90 % de soja importés
La France, même si elle tente depuis quelques années d'augmenter sa production d'oléagineux, importe encore plus de 90 % du soja consommé pour l'alimentation animale, majoritairement du Brésil, selon la Coopération agricole.
Solteam, un des leaders de l'importation de soja en France, se dit « confiant » quant à sa capacité à se conformer au nouveau règlement. Mais ce dernier « pose des challenges opérationnels, à commencer par la plateforme d'échanges de données », pas encore disponible, remarque son directeur général Laurent Houis dans un message à l'AFP. Bruxelles devrait la lancer au quatrième trimestre, mais en attendant, « nous ne communiquons pas de prix publiquement sur le marché français au-delà de décembre 2024 », confirme-t-il.
Autre gros importateur de soja, le groupe Louis-Dreyfus assure travailler sur la collecte des données ou les titres de propriété pour garantir la traçabilité mais attend également « de plus amples détails de la part de la Commission européenne pour guider la mise en œuvre » de la directive.
Si elles ne respectent pas les règles, les entreprises peuvent être sanctionnées à hauteur de 4 % du chiffre d'affaires, voire être interdites d'accès au marché, indique à l'AFP Claude Soudé, directeur adjoint de la Fédération des producteurs d'oléagineux et protéagineux. Elles « ne veulent donc prendre aucun risque (...). Elles veulent savoir avec certitude sur quels documents elles seront jugées. »
« Petits producteurs punis »
Au Brésil, les acteurs de la filière assurent aussi être prêts. Les négociants notamment « travaillent d'arrache-pied sur cette question, en particulier sur la logistique, afin de garantir la traçabilité nécessaire », indique Azael Pizzolato Neto, président de l'Association brésilienne des producteurs de soja de l'État de Sao Paulo.

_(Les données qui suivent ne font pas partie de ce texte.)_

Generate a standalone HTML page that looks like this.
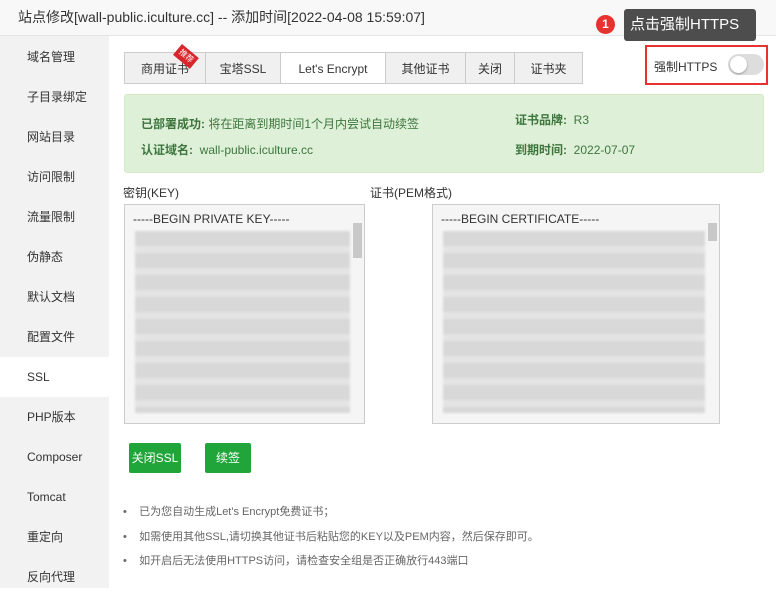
<!DOCTYPE html><html><head><meta charset="utf-8"><style>
*{box-sizing:border-box;margin:0;padding:0}
body{width:776px;height:588px;overflow:hidden;background:#fff;font-family:"Liberation Sans","Noto Sans CJK SC",sans-serif;font-size:12px;color:#333;position:relative}
.a{position:absolute}
.hd{left:0;top:0;width:776px;height:36px;background:#f8f8f8;border-bottom:1px solid #e5e5e5;font-size:14px;line-height:34px;padding-left:18px;color:#333}
.sb{left:0;top:36px;width:109px;height:552px;background:#f2f2f2}
.sb div{height:40px;line-height:40px;padding-left:27px;font-size:12px;color:#333}
.sb .on{background:#fff}
.tab{top:52px;height:32px;line-height:32px;text-align:center;border:1px solid #ccc;background:#f0f0f0;font-size:12px}
.ta{background:#f5f5f5;border:1px solid #ccc}
.blk{position:absolute;left:10px;right:14px;top:26px;bottom:10px;background:repeating-linear-gradient(#d8d8d8 0 15px,#e4e4e4 15px 22px);filter:blur(1px)}
.btn{top:443px;height:30px;line-height:30px;background:#20a53a;color:#fff;text-align:center;border-radius:2px;font-size:12px}
.li{left:123px;font-size:11px;color:#666}
</style></head><body>
<div class="a hd">站点修改[wall-public.iculture.cc] -- 添加时间[2022-04-08 15:59:07]</div>
<div class="a sb"><div style="margin-top:1px">域名管理</div><div>子目录绑定</div><div>网站目录</div><div>访问限制</div><div>流量限制</div><div>伪静态</div><div>默认文档</div><div>配置文件</div><div class="on">SSL</div><div>PHP版本</div><div>Composer</div><div>Tomcat</div><div>重定向</div><div>反向代理</div></div>
<div class="a tab" style="left:124px;width:82px">商用证书</div>
<div class="a" style="left:176px;top:52px;width:22px;height:14px;background:#d9262c;transform:rotate(40deg);transform-origin:0 0;left:182px;top:44px;color:#fff;font-size:8px;line-height:14px;text-align:center">推荐</div>
<div class="a tab" style="left:205px;width:76px">宝塔SSL</div>
<div class="a tab" style="left:280px;width:106px;background:#fff;border-bottom-color:#fff">Let's Encrypt</div>
<div class="a tab" style="left:385px;width:81px">其他证书</div>
<div class="a tab" style="left:465px;width:50px">关闭</div>
<div class="a tab" style="left:514px;width:69px">证书夹</div>
<div class="a" style="left:124px;top:83px;width:458px;height:1px;background:#ccc"></div>
<div class="a" style="left:654px;top:58px;font-size:12px">强制HTTPS</div>
<div class="a" style="left:728px;top:54px;width:36px;height:21px;border-radius:11px;background:#ddd"><div class="a" style="left:2px;top:2px;width:17px;height:17px;border-radius:50%;background:#fff;box-shadow:0 1px 2px #999"></div></div>
<div class="a" style="left:645px;top:45px;width:123px;height:40px;border:2px solid #e8322f"></div>
<div class="a" style="left:624px;top:9px;width:132px;height:32px;background:#4d4d4d;border-radius:3px;color:#fff;font-size:15px;line-height:32px;padding-left:6px">点击强制HTTPS</div>
<div class="a" style="left:596px;top:15px;width:19px;height:19px;border-radius:50%;background:#e8322f;color:#fff;font-size:12px;text-align:center;line-height:19px;font-weight:bold">1</div>
<div class="a" style="left:124px;top:94px;width:640px;height:79px;background:#dff0d8;border:1px solid #d6e9c6;border-radius:3px;color:#3c763d;font-size:12px">
<div class="a" style="left:16px;top:20px"><b>已部署成功:</b> 将在距离到期时间1个月内尝试自动续签</div>
<div class="a" style="left:16px;top:46px"><b>认证域名:</b>&nbsp; wall-public.iculture.cc</div>
<div class="a" style="left:390px;top:16px"><b>证书品牌:</b>&nbsp; R3</div>
<div class="a" style="left:390px;top:46px"><b>到期时间:</b>&nbsp; 2022-07-07</div></div>
<div class="a" style="left:123px;top:184px">密钥(KEY)</div>
<div class="a" style="left:370px;top:184px">证书(PEM格式)</div>
<div class="a ta" style="left:124px;top:204px;width:241px;height:220px"><div class="a" style="left:8px;top:7px">-----BEGIN PRIVATE KEY-----</div><div class="blk"></div><div class="a" style="right:2px;top:18px;width:9px;height:35px;background:#c8c8c8"></div></div>
<div class="a ta" style="left:432px;top:204px;width:288px;height:220px"><div class="a" style="left:8px;top:7px">-----BEGIN CERTIFICATE-----</div><div class="blk"></div><div class="a" style="right:2px;top:18px;width:9px;height:18px;background:#c8c8c8"></div></div>
<div class="a btn" style="left:129px;width:52px">关闭SSL</div>
<div class="a btn" style="left:205px;width:46px">续签</div>
<div class="a li" style="top:503px">•&nbsp;&nbsp;&nbsp; 已为您自动生成Let's Encrypt免费证书；</div>
<div class="a li" style="top:528px">•&nbsp;&nbsp;&nbsp; 如需使用其他SSL,请切换其他证书后粘贴您的KEY以及PEM内容，然后保存即可。</div>
<div class="a li" style="top:552px">•&nbsp;&nbsp;&nbsp; 如开启后无法使用HTTPS访问，请检查安全组是否正确放行443端口</div>
</body></html>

Le Brésil possède déjà une législation stricte sur la déforestation, remarque-t-il dans un courriel. Si une pénurie de soja sur le marché européen survient, ce ne sera pas en raison d'un « manque de produits répondant aux exigences » mais de « l'inefficacité européenne », affirme-t-il.
Même son de cloche chez Carolina Teodoro de l'Organisation des coopératives de l'État du Parana qui regroupe près de 168 000 agriculteurs, pour qui ces derniers ont tout « intérêt » à « maintenir les relations commerciales » avec les clients européens. « Nous espérons (que les certifications déjà en place sur l'environnement) seront suffisantes », dit-elle à l'AFP. Le ministère brésilien du Commerce plaide en ce sens, pour « la prise en compte des données et des systèmes brésiliens dans la définition de la déforestation » par l'UE.
La Confédération nationale agricole brésilienne craint que les exigences européennes puissent « punir les petits producteurs », qui ont moins de moyens pour apporter les preuves, satellitaires notamment, que leurs récoltes ne participent pas à la déforestation, dit une responsable, Sueme Moria.
La Commission européenne n'a pas répondu aux sollicitations de l'AFP sur l'application du texte. Bruxelles assurait toutefois en mars avoir apporté « un soutien technique et financier » aux pays exportateurs concernés pour établir des systèmes de traçabilité, pour l'acquisition d'équipements de géolocalisation par exemple.